→ **WORK TO BE COMPLETED**
List each line of the data that holds the string "React".

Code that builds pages
--
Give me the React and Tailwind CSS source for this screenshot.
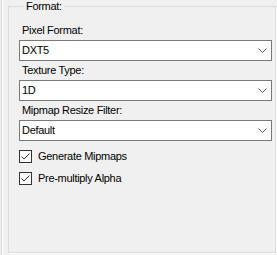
import React from 'react';

const font = { fontFamily: '"Liberation Sans", Arial, sans-serif' };

function Chevron() {
  return (
    <svg width="9" height="5" viewBox="0 0 9 5" className="shrink-0">
      <polyline points="0.5,0.5 4.5,4.5 8.5,0.5" fill="none" stroke="#606060" strokeWidth="1" />
    </svg>
  );
}

function Field({ label, value }) {
  return (
    <div>
      <div className="h-[19px] pt-[3px] pl-[3px] leading-[13px]">{label}</div>
      <div className="h-[21px] bg-white border border-[#7a7a7a] flex items-center justify-between pl-[2px] pr-[4px]">
        <span className="leading-[13px]">{value}</span>
        <Chevron />
      </div>
    </div>
  );
}

function Check({ label }) {
  return (
    <div className="h-[22px] flex items-center gap-[6px]">
      <div className="w-[13px] h-[13px] border border-[#333333] bg-white flex items-center justify-center">
        <svg width="11" height="11" viewBox="0 0 11 11">
          <polyline points="1.5,5.5 4,8 9.5,2.5" fill="none" stroke="#333333" strokeWidth="1" />
        </svg>
      </div>
      <span className="leading-[13px]">{label}</span>
    </div>
  );
}

export default function App() {
  return (
    <div className="w-[277px] h-[255px] bg-[#f0f0f0] text-black text-[11px] tracking-[-0.3px] overflow-hidden flex" style={font}>
      <div className="ml-px w-[2px] h-full border-l border-[#d6d6d6] border-r border-r-white" />
      <fieldset className="ml-[5px] w-[268px] h-[253px] border border-[#dcdcdc] shadow-[1px_1px_0_#ffffff] pl-[10px] pr-[3px]">
        <legend className="ml-[5px] px-[2px] leading-[13px]">Format:</legend>
        <div className="mt-[8px]">
          <Field label="Pixel Format:" value="DXT5" />
          <Field label="Texture Type:" value="1D" />
          <Field label="Mipmap Resize Filter:" value="Default" />
          <div className="pt-[4px]">
            <Check label="Generate Mipmaps" />
            <Check label="Pre-multiply Alpha" />
          </div>
        </div>
      </fieldset>
    </div>
  );
}
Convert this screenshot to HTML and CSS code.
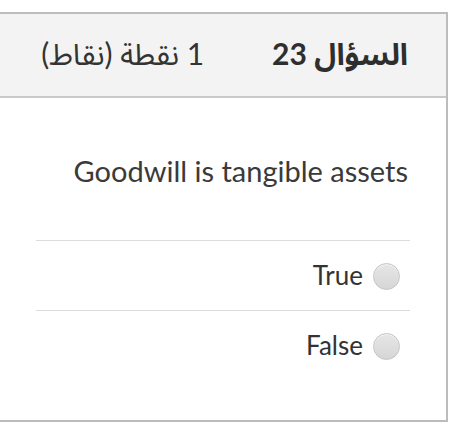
FILE: index.html
```html
<!DOCTYPE html>
<html lang="ar">
<head>
  <meta charset="UTF-8" />
  <meta name="viewport" content="width=device-width, initial-scale=1.0"/>
  <title>السؤال 23</title>
  <link rel="stylesheet" href="styles.css">
</head>
<body>
  <div class="card" dir="rtl">
    <div class="card-header">
      <h3 class="qno">السؤال <span class="num">23</span></h3>
      <div class="grade">1 نقطة (نقاط)</div>
    </div>

    <div class="card-body">
      <p class="question" dir="ltr">Goodwill is tangible assets</p>

      <label class="option">
        <input type="radio" name="q23" />
        <span>True</span>
      </label>
      <label class="option">
        <input type="radio" name="q23" />
        <span>False</span>
      </label>
    </div>
  </div>
</body>
</html>
```

FILE: styles.css
```css
body {
  margin: 0;
  background: white;
  font-family: Lato, "Noto Sans Arabic", "DejaVu Sans", sans-serif;
  color: #333;
}

.card {
  box-sizing: border-box;
  width: 450px;
  margin: 12px 0 0 -2px;
  border: 2px solid #bcbcbc;
  background: white;
}

.card-header {
  box-sizing: border-box;
  height: 84px;
  display: flex;
  align-items: center;
  gap: 68px;
  padding: 0 38px 0 0;
  background: #f3f3f3;
  border-bottom: 2px solid #c9c9c9;
}

.qno {
  margin: 0;
  font-size: 30px;
  font-weight: bold;
  color: #2e2e2e;
}

.num {
  font-family: Lato, sans-serif;
}

.grade {
  font-size: 30px;
  color: #333;
}

.card-body {
  padding: 0 36px 40px;
}

.question {
  margin: 0;
  padding: 56px 2px 52px 0;
  font-size: 29px;
  line-height: 34px;
  text-align: right;
  color: #3a3a3a;
}

.option {
  box-sizing: border-box;
  height: 70px;
  display: flex;
  align-items: center;
  gap: 10px;
  padding: 0 10px 2px;
  border-top: 1px solid #dcdcdc;
  font-size: 26px;
  color: #333;
}

.option input {
  appearance: none;
  width: 27px;
  height: 27px;
  margin: 4px 0 0;
  border-radius: 50%;
  border: 1px solid #c4c4c4;
  background: linear-gradient(#e6e6e6, #d6d6d6);
  box-shadow: inset 0 1px 1px rgba(255, 255, 255, 0.6);
}
```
--
→ **ANSWER TO THE PROBLEM**
Give me the React and Tailwind CSS source for this screenshot.
import React from 'react';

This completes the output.